Né au Vibal, cet artisan comme il se définit, s’est mis à jouer de cet instrument à l’âge de 14 ans. Un oncle et une grand-mère jouaient de l’accordéon, de là, sans doute, cet atavisme musical. Rapidement Jean Boissonnade a délaissé le domicile familial pour effectuer en quelque sorte son compagnonnage. Jean-Louis Loriaut, facteur d’orgue, venait de s’installer à Rivière-sur-Tarn où Jean Boissonnade s’est dépêché de suivre les conseils du maître. Il a poursuivi son apprentissage à Carpentras, dans le Vaucluse, auprès de Pascal Quoirin. Plus particulièrement, le métier de tuyautier, tout en précisant "qu’il y a cinquante métiers dans l’orgue."

Le "maître" et l’équerre

Menuiserie, mécanique, le travail des peaux pour les soufflets, etc. ainsi qu’une ouïe fine "à force d’entendre le dos", s’avère indispensable.
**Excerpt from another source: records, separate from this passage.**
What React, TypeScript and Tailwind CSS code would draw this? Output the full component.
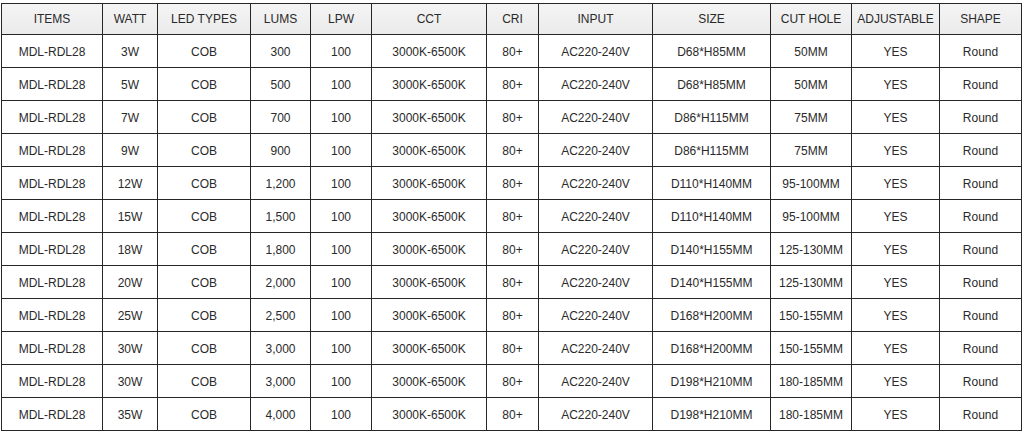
const COLS = [
  { label: "ITEMS", w: 101 },
  { label: "WATT", w: 55 },
  { label: "LED TYPES", w: 93 },
  { label: "LUMS", w: 60 },
  { label: "LPW", w: 61 },
  { label: "CCT", w: 115 },
  { label: "CRI", w: 52 },
  { label: "INPUT", w: 114 },
  { label: "SIZE", w: 118 },
  { label: "CUT HOLE", w: 81 },
  { label: "ADJUSTABLE", w: 88 },
  { label: "SHAPE", w: 82 },
];

const SPECS: [string, string, string, string][] = [
  ["3W", "300", "D68*H85MM", "50MM"],
  ["5W", "500", "D68*H85MM", "50MM"],
  ["7W", "700", "D86*H115MM", "75MM"],
  ["9W", "900", "D86*H115MM", "75MM"],
  ["12W", "1,200", "D110*H140MM", "95-100MM"],
  ["15W", "1,500", "D110*H140MM", "95-100MM"],
  ["18W", "1,800", "D140*H155MM", "125-130MM"],
  ["20W", "2,000", "D140*H155MM", "125-130MM"],
  ["25W", "2,500", "D168*H200MM", "150-155MM"],
  ["30W", "3,000", "D168*H200MM", "150-155MM"],
  ["30W", "3,000", "D198*H210MM", "180-185MM"],
  ["35W", "4,000", "D198*H210MM", "180-185MM"],
];

export default function App() {
  return (
    <div className="bg-white w-[1024px] h-[433px] pt-[3px] pl-[1px] font-['Liberation_Sans',Arial,sans-serif] text-[12px] text-[#2a2a2a]">
      <table className="table-fixed border-collapse w-[1021px]">
        <colgroup>
          {COLS.map((c) => (
            <col key={c.label} style={{ width: c.w }} />
          ))}
        </colgroup>
        <thead>
          <tr className="h-[31px] bg-gradient-to-b from-[#f4f4f4] to-[#ebebeb]">
            {COLS.map((c) => (
              <th key={c.label} className="border border-[#262626] font-normal text-center p-0 whitespace-nowrap">
                {c.label}
              </th>
            ))}
          </tr>
        </thead>
        <tbody>
          {SPECS.map(([watt, lums, size, hole], i) => (
            <tr key={i} className="h-[33px]">
              {["MDL-RDL28", watt, "COB", lums, "100", "3000K-6500K", "80+", "AC220-240V", size, hole, "YES", "Round"].map((v, j) => (
                <td key={j} className="border border-[#262626] text-center p-0 pt-[1px] whitespace-nowrap">
                  {v}
                </td>
              ))}
            </tr>
          ))}
        </tbody>
      </table>
    </div>
  );
}
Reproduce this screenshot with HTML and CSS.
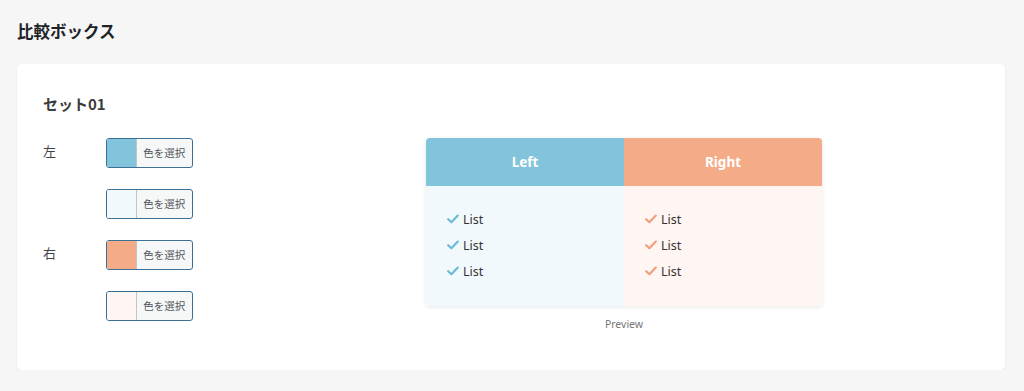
FILE: index.html
```html
<!DOCTYPE html>
<html lang="ja">
<head>
<meta charset="utf-8">
<title>比較ボックス</title>
<link rel="stylesheet" href="styles.css">
</head>
<body>
<h1 class="page-title">比較ボックス</h1>
<section class="card">
  <h2 class="set-title">セット01</h2>
  <div class="set-body">
    <div class="controls">
      <div class="ctrl-row">
        <span class="ctrl-label">左</span>
        <button class="picker"><span class="swatch sw-blue"></span><span class="picker-text">色を選択</span></button>
      </div>
      <div class="ctrl-row">
        <span class="ctrl-label"></span>
        <button class="picker"><span class="swatch sw-blue-light"></span><span class="picker-text">色を選択</span></button>
      </div>
      <div class="ctrl-row">
        <span class="ctrl-label">右</span>
        <button class="picker"><span class="swatch sw-salmon"></span><span class="picker-text">色を選択</span></button>
      </div>
      <div class="ctrl-row">
        <span class="ctrl-label"></span>
        <button class="picker"><span class="swatch sw-salmon-light"></span><span class="picker-text">色を選択</span></button>
      </div>
    </div>
    <div class="preview-wrap">
      <div class="preview">
        <div class="col col-left">
          <div class="col-head">Left</div>
          <ul class="col-list">
            <li><svg class="check" viewBox="0 0 12 10"><path d="M1.2 5.2 L4.4 8.2 L10.8 1.6" /></svg>List</li>
            <li><svg class="check" viewBox="0 0 12 10"><path d="M1.2 5.2 L4.4 8.2 L10.8 1.6" /></svg>List</li>
            <li><svg class="check" viewBox="0 0 12 10"><path d="M1.2 5.2 L4.4 8.2 L10.8 1.6" /></svg>List</li>
          </ul>
        </div>
        <div class="col col-right">
          <div class="col-head">Right</div>
          <ul class="col-list">
            <li><svg class="check" viewBox="0 0 12 10"><path d="M1.2 5.2 L4.4 8.2 L10.8 1.6" /></svg>List</li>
            <li><svg class="check" viewBox="0 0 12 10"><path d="M1.2 5.2 L4.4 8.2 L10.8 1.6" /></svg>List</li>
            <li><svg class="check" viewBox="0 0 12 10"><path d="M1.2 5.2 L4.4 8.2 L10.8 1.6" /></svg>List</li>
          </ul>
        </div>
      </div>
      <div class="preview-label">Preview</div>
    </div>
  </div>
</section>
</body>
</html>
```

FILE: styles.css
```css
* { box-sizing: border-box; }
html, body { margin: 0; padding: 0; }
body {
  background: #f6f6f6;
  font-family: "Noto Sans CJK JP", "Noto Sans", sans-serif;
  color: #1e1e1e;
  padding: 18px 19px 0 17px;
}
.page-title {
  margin: 0;
  font-size: 16.5px;
  line-height: 26px;
  font-weight: 700;
  color: #1d2327;
}
.card {
  margin-top: 20px;
  background: #fff;
  border-radius: 5px;
  box-shadow: 0 1px 3px rgba(0,0,0,0.07);
  padding: 28px 26px 37px 26px;
}
.set-title {
  margin: 0;
  font-size: 15px;
  line-height: 24px;
  font-weight: 700;
  color: #3c3c3c;
}
.set-body {
  margin-top: 22px;
  display: flex;
  align-items: flex-start;
}
.controls {
  display: flex;
  flex-direction: column;
  gap: 21px;
  width: 150px;
}
.ctrl-row {
  display: flex;
  align-items: center;
  height: 30px;
}
.ctrl-label {
  width: 63px;
  font-size: 13px;
  line-height: 18px;
  padding-bottom: 5px;
  color: #3c434a;
}
.picker {
  display: flex;
  width: 88px;
  height: 30px;
  padding: 0;
  border: 1px solid #3a6f96;
  border-radius: 3px;
  overflow: hidden;
  background: #f6f7f7;
  font-family: inherit;
}
.swatch {
  width: 30px;
  height: 100%;
  border-right: 1px solid #c3c4c7;
}
.sw-blue { background: #82c4dc; }
.sw-blue-light { background: #f2f9fd; }
.sw-salmon { background: #f3ab88; }
.sw-salmon-light { background: #fff5f2; }
.picker-text {
  flex: 1;
  font-size: 10.5px;
  line-height: 28px;
  color: #50575e;
  text-align: center;
}
.preview-wrap {
  margin-left: 233px;
  width: 396px;
}
.preview {
  display: flex;
  border-radius: 4px;
  overflow: hidden;
  box-shadow: 0 1px 4px rgba(0,0,0,0.1);
}
.col { flex: 1; }
.col-head {
  height: 48px;
  line-height: 48px;
  text-align: center;
  color: #fff;
  font-family: "Noto Sans", sans-serif;
  font-weight: 700;
  font-size: 13.5px;
}
.col-left .col-head { background: #82c4dc; }
.col-right .col-head { background: #f3ab88; }
.col-left .col-list { background: #f2f9fd; }
.col-right .col-list { background: #fff5f2; }
.col-left .check { stroke: #6bbad8; }
.col-right .check { stroke: #eea07c; }
.col-list {
  list-style: none;
  margin: 0;
  padding: 20px 0 22px 21px;
  height: 120px;
}
.col-list li {
  display: flex;
  align-items: center;
  height: 26px;
  font-family: "Noto Sans", sans-serif;
  font-size: 12.5px;
  color: #333;
}
.check {
  width: 12px;
  height: 10px;
  margin-right: 4px;
  fill: none;
  stroke-width: 2.2;
  stroke-linecap: round;
  stroke-linejoin: round;
}
.preview-label {
  margin-top: 9px;
  text-align: center;
  font-family: "Noto Sans", sans-serif;
  font-size: 10.5px;
  line-height: 18px;
  color: #777;
}
```
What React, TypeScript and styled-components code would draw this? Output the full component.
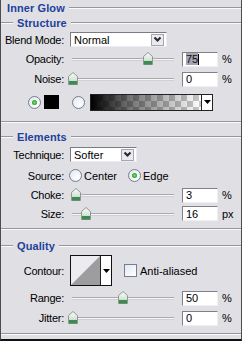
import styled, { createGlobalStyle } from 'styled-components';

const GlobalStyle = createGlobalStyle`
  html, body {
    margin: 0;
    background: #dfdfe4;
  }
`;

interface SliderRowProps {
  label: string;
  value: string;
  unit: string;
  pos: number;
  h: number;
  selected?: boolean;
}

const SliderRow = ({ label, value, unit, pos, h, selected }: SliderRowProps) => (
  <Row $h={h}>
    <Label>{label}</Label>
    <Control>
      <Track>
        <TrackLine />
        <Thumb style={{ left: `${pos - 2}px` }} width="10" height="13" viewBox="0 0 10 13">
          <defs>
            <linearGradient id="thumbFill" x1="0" y1="0" x2="0" y2="1">
              <stop offset="0" stopColor="#fbfcfb" />
              <stop offset="0.6" stopColor="#d7e4d9" />
              <stop offset="1" stopColor="#b6ccb9" />
            </linearGradient>
          </defs>
          <path d="M0.5 12.5 V4.5 L5 0.5 L9.5 4.5 V12.5 Z" fill="url(#thumbFill)" stroke="#8d9a90" />
          <rect x="1" y="9" width="8" height="3.5" fill="#3d8a52" />
        </Thumb>
      </Track>
      <NumberBox>
        {selected ? (
          <>
            <Selected>{value}</Selected>
            <Caret />
          </>
        ) : (
          value
        )}
      </NumberBox>
      <Unit>{unit}</Unit>
    </Control>
  </Row>
);

const Chevron = () => (
  <svg width="9" height="7" viewBox="0 0 9 7">
    <path d="M1.5 1.5 L4.5 4.5 L7.5 1.5" fill="none" stroke="#2b2b33" strokeWidth="2.2" />
  </svg>
);

const DownTri = () => (
  <svg width="7" height="4" viewBox="0 0 7 4">
    <path d="M0 0 H7 L3.5 4 Z" fill="#000" />
  </svg>
);

export default function App() {
  return (
    <>
      <GlobalStyle />
      <Panel>
        <Heading $h={15} $pad={6}>
          <HeadText>Inner Glow</HeadText>
          <Rule />
        </Heading>

        <Heading $h={15}>
          <Rule $w={12} />
          <HeadText>Structure</HeadText>
          <Rule />
        </Heading>
        <Row $h={19}>
          <Label>Blend Mode:</Label>
          <Select $w={97}>
            <SelectText>Normal</SelectText>
            <DropButton>
              <Chevron />
            </DropButton>
          </Select>
        </Row>
        <SliderRow label="Opacity:" value="75" unit="%" pos={75} h={20} selected />
        <SliderRow label="Noise:" value="0" unit="%" pos={0} h={20} />
        <ColorRow>
          <Radio $on />
          <Swatch />
          <Radio />
          <GradientPicker>
            <GradientFill />
            <PickerArrow>
              <DownTri />
            </PickerArrow>
          </GradientPicker>
        </ColorRow>

        <Separator $top={6} />

        <Heading $h={14} $top={7}>
          <Rule $w={12} />
          <HeadText>Elements</HeadText>
          <Rule />
        </Heading>
        <Row $h={21}>
          <Label>Technique:</Label>
          <Select $w={67}>
            <SelectText>Softer</SelectText>
            <DropButton>
              <Chevron />
            </DropButton>
          </Select>
        </Row>
        <Row $h={21}>
          <Label>Source:</Label>
          <Control>
            <RadioLabel>
              <Radio />
              Center
            </RadioLabel>
            <RadioLabel $gap={8}>
              <Radio $on />
              Edge
            </RadioLabel>
          </Control>
        </Row>
        <SliderRow label="Choke:" value="3" unit="%" pos={3} h={18} />
        <SliderRow label="Size:" value="16" unit="px" pos={13} h={19} />

        <Separator $top={5} />

        <Heading $h={14} $top={9}>
          <Rule $w={12} />
          <HeadText>Quality</HeadText>
          <Rule />
        </Heading>
        <Row $h={35}>
          <Label>Contour:</Label>
          <Control>
            <ContourBox>
              <ContourPreview viewBox="0 0 30 29" preserveAspectRatio="none">
                <rect width="30" height="29" fill="#ececf0" />
                <path d="M0 29 L30 0 V29 Z" fill="#9d9da0" />
              </ContourPreview>
              <PickerArrow>
                <DownTri />
              </PickerArrow>
            </ContourBox>
            <CheckLabel>
              <CheckBox />
              Anti-aliased
            </CheckLabel>
          </Control>
        </Row>
        <SliderRow label="Range:" value="50" unit="%" pos={50} h={20} />
        <SliderRow label="Jitter:" value="0" unit="%" pos={0} h={20} />

        <Separator $top={5} />
      </Panel>
    </>
  );
}

const Panel = styled.div`
  width: 242px;
  height: 341px;
  box-sizing: border-box;
  background: #dfdfe4;
  border-left: 1px solid #4c4c52;
  border-right: 1px solid #4c4c52;
  border-bottom: 2px solid #111;
  font-family: 'Liberation Sans', Arial, sans-serif;
  font-size: 11px;
  color: #000;
  display: flex;
  flex-direction: column;
`;

const Heading = styled.div<{ $h: number; $pad?: number; $top?: number }>`
  display: flex;
  align-items: center;
  gap: 4px;
  height: ${(p) => p.$h}px;
  padding-left: ${(p) => p.$pad || 0}px;
  margin-top: ${(p) => p.$top || 0}px;
  flex: none;
`;

const Rule = styled.span<{ $w?: number }>`
  height: 0;
  border-top: 1px solid #96969c;
  border-bottom: 1px solid #fafafc;
  ${(p) => (p.$w ? `width: ${p.$w}px; flex: none;` : 'flex: 1;')}
`;

const HeadText = styled.span`
  font-weight: bold;
  color: #1e3f9b;
  letter-spacing: 0.1px;
`;

const Separator = styled.div<{ $top: number }>`
  flex: none;
  margin-top: ${(p) => p.$top}px;
  border-top: 1px solid #96969c;
  border-bottom: 1px solid #fafafc;
`;

const Row = styled.div<{ $h: number }>`
  display: grid;
  grid-template-columns: 63px auto;
  column-gap: 6px;
  align-items: center;
  height: ${(p) => p.$h}px;
  flex: none;
`;

const Label = styled.span`
  text-align: right;
  white-space: nowrap;
  letter-spacing: -0.25px;
`;

const Control = styled.div`
  display: flex;
  align-items: center;
`;

const Select = styled.div<{ $w: number }>`
  width: ${(p) => p.$w}px;
  height: 15px;
  box-sizing: border-box;
  background: #fff;
  border: 1px solid;
  border-color: #7b7b84 #ececf0 #ececf0 #7b7b84;
  display: flex;
  align-items: center;
  padding-left: 3px;
`;

const SelectText = styled.span`
  flex: 1;
`;

const DropButton = styled.span`
  width: 13px;
  height: 12px;
  box-sizing: border-box;
  margin-right: 2px;
  background: #ebeaf0;
  border: 1px solid #a7a7b2;
  display: flex;
  align-items: center;
  justify-content: center;
`;

const Track = styled.div`
  position: relative;
  width: 106px;
  height: 14px;
  margin-right: 6px;
`;

const TrackLine = styled.div`
  position: absolute;
  left: 2px;
  right: 2px;
  top: 6px;
  height: 1px;
  background: #f6f6f6;
  border-top: 1px solid #a9a9ae;
  border-bottom: 1px solid #cfcfd4;
`;

const Thumb = styled.svg`
  position: absolute;
  top: 0;
`;

const NumberBox = styled.div`
  width: 36px;
  height: 15px;
  box-sizing: border-box;
  background: #fff;
  border: 1px solid;
  border-color: #80808a #f0f0f2 #f0f0f2 #80808a;
  padding-left: 3px;
  display: flex;
  align-items: center;
`;

const Selected = styled.span`
  background: #a4a4b2;
  color: #111;
`;

const Caret = styled.span`
  width: 1px;
  height: 11px;
  background: #000;
`;

const Unit = styled.span`
  margin-left: 4px;
`;

const ColorRow = styled.div`
  display: flex;
  align-items: center;
  height: 26px;
  padding-left: 27px;
  flex: none;
`;

const Radio = styled.span<{ $on?: boolean }>`
  width: 11px;
  height: 11px;
  border-radius: 50%;
  border: 1px solid #6f7f97;
  background: radial-gradient(circle at 65% 65%, #ffffff 0%, #e6e9ef 80%);
  display: inline-flex;
  align-items: center;
  justify-content: center;
  flex: none;
  &::after {
    content: '';
    width: 5px;
    height: 5px;
    border-radius: 50%;
    background: ${(p) => (p.$on ? 'radial-gradient(circle, #7fe07f 0%, #22a022 70%)' : 'transparent')};
  }
`;

const Swatch = styled.span`
  width: 15px;
  height: 14px;
  margin: 0 13px 0 3px;
  background: #000;
`;

const GradientPicker = styled.div`
  display: flex;
  width: 123px;
  height: 17px;
  box-sizing: border-box;
  margin-left: 5px;
  border: 1px solid #222;
  background: #fff;
`;

const GradientFill = styled.div`
  flex: 1;
  background:
    linear-gradient(to right, #000 0%, rgba(0, 0, 0, 0.55) 35%, rgba(0, 0, 0, 0) 100%),
    repeating-conic-gradient(#c8c8c8 0% 25%, #ffffff 0% 50%) 0 0 / 12px 12px;
`;

const PickerArrow = styled.div`
  width: 10px;
  border-left: 1px solid #222;
  background: #fff;
  display: flex;
  align-items: center;
  justify-content: center;
  flex: none;
`;

const RadioLabel = styled.span<{ $gap?: number }>`
  display: inline-flex;
  align-items: center;
  gap: 2px;
  margin-left: ${(p) => (p.$gap ? `${p.$gap + 3}px` : '-1px')};
`;

const ContourBox = styled.div`
  display: flex;
  width: 42px;
  height: 31px;
  box-sizing: border-box;
  border: 1px solid #111;
  background: #fff;
`;

const ContourPreview = styled.svg`
  width: 30px;
  height: 29px;
  display: block;
`;

const CheckLabel = styled.span`
  display: inline-flex;
  align-items: center;
  gap: 3px;
  margin-left: 12px;
`;

const CheckBox = styled.span`
  width: 11px;
  height: 11px;
  border: 1px solid #6f7f97;
  background: linear-gradient(135deg, #e4e7ee, #ffffff);
`;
Il faut même fabriquer ses propres outils pour donner vie à des pièces uniques. "Avoir le mètre et l’équerre", dans les mains, et les oreilles grandes ouvertes. Tous les sens en éveil. On doit le retour de Jean Boissonnade en Aveyron grâce au "mal du pays." Tant mieux pour la terre rouergate qui a pu bénéficier de son travail dont l’orgue de Capdenac fut sa première restauration. Lui qui fut élève à Graves, à Villefranche-de-Rouergue, "où il ne fallait pas toucher à l’orgue", a pu s’en donner à cœur joie lors de la fabrication du buffet de l’orgue de la collégiale, l’un des plus anciens de France. Vaureilles, Conques, Marcillac, Entraygues, Villeneuve pour concevoir un orgue espagnol avec des tuyaux à l’horizontal, Camarès, Vimenet "pour sauver un orgue de la déchetterie !", jusqu’à Périgueux, ou encore, et surtout, celui de Laissac. "C’est un caprice, l’orgue de testament", glisse celui qui a allègrement dépassé les quatre-vingts printemps. Lui qui se dit artisan, passeur, messager, facteur d’orgue justement. "Ce sont les organistes qui jugent, qui donnent vie à l’instrument. Il ne faut pas confondre pouvoir et savoir, c’est au pied du mur que l’on voit le maçon" dit avec humilité celui qui a bâti des instruments, autant imposant de taille que sacré.

L'heure de la relève

"Le buffet c’est l’enveloppe, on se défonce pour que ce soit beau", ajoute-t-il. Car la beauté est toujours cette quête qui doit apparaître. Comme le son scintillant d’un orgue baroque "lumineux comme les rayons du soleil qui traversent les vitraux", explique Jean Boissonnade. Car derrière un instrument sacré se cache aussi la poésie. Avec près de mille tuyaux pour l’orgue de Laissac, Jean Boissonnade achève son œuvre en apothéose. Souvent incomprise : "Les gens ne se rendent pas compte du temps nécessaire, un orgue ne se fait pas comme une omelette." Et prophétise : "D’autres passionnés prendront le relais. La relève arrive pour finir le travail. Il est bon de laisser aux utilisateurs le temps de comprendre les exigences du roi des instruments de musique."
À quelques heures de la messe de minuit, Jean Boissonnade mérite bien de faire chanter les orgues de l’Aveyron.